Mini farms are sprouting up in front yards, back yards, on rooftops, and sunny windowsills. Early adopters have taken chickens under their wings, and put bins of scrap-happy red wigglers under their kitchen sinks to compost the coffee grounds. Here in uber-urban NYC, my friends are planting illicit patches of herbs on their fire escapes, a practice hypothetically frowned on by the NY fire department. But who's gonna get busted for growing basil? Everybody knows that firefighters cook up a storm when they're not racing off to put out other folks' fires.

Illicit bee-keeping, on the other hand, can be a stickier endeavor, which is why there's a move to make it legal in NYC, where--to the astonishment of many--chicken keeping is actually permitted.

It shouldn't be such a surprise, really, because a half-century ago, "chickens were all the rage in the United States, and not just among farmers," as Nicolette Hahn Niman notes in her memoir Righteous Porkchop: Finding a Life and Good Food Beyond Factory Farms, adding that "these were times when people had limited entertainment options--no movies, no television, and no computers...contact with chickens was about as commonplace as interactions are today with dogs and cats."

Speaking of cats, Catwoman Eartha Kitt kept chickens and grew greens in her Beverly Hills backyard. It's a shame she didn't live long enough to see farming become fashionable; I'm sure Kitt would have pounced on Carleen Madigan's The Backyard Homestead and added it to her Christmas wishlist for Santa, baby.

Madigan's book, aptly billed as "the Indispensible Guide To Food Self-Sufficiency" is an invaluable resource to help you tackle just about any homegrown, made-from-scratch project, from growing your own fruits, veggies and livestock to preserving it in the form of canning, curing, brewing, preserving, etc. Dominique Browning, the former editor of the late, lamented House & Garden (what other shelter magazine would have Bill McKibben contribute a column on composting?) gave it a rave in last Sunday's New York Times Book Review:

This fascinating, friendly book is brimming with ideas, illustrations and enthusiasm. The garden plans are solid, the advice crisp; the diagrams, as on pruning and double digging, are models of decorum. Madigan makes it all look so easy. Halfway through, she puts petal to the metal, and whoosh! At warp speed we're growing our own hops and making our own beer, planting our own wheat fields, keeping chickens (ho hum), ducks, geese and turkeys (now we're talking) and milking goats, butchering lamb (wrapping it with that nifty "drugstore fold" -- diagram included -- while we're at it), raising rabbits and grinding sausage. Oh, and tapping our maple trees, churning butter and making cheese and yogurt...

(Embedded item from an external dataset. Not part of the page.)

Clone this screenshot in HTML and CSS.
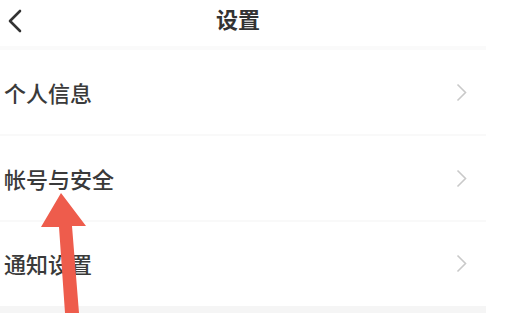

Madigan's got the goods, and she wants you to have them, too:

It's about loving the process of creating something delicious and the joy of sharing my creations with people I care about.

The Backyard Homestead is for anyone who's tantalized by the prospect of producing even a little bit of your own food, regardless of where you live. So if you've got those back-to-the-land fantasies but your town is more Wal-Mart than Walden Pond, don't despair: The Backyard Homestead will help you make your dreams come true.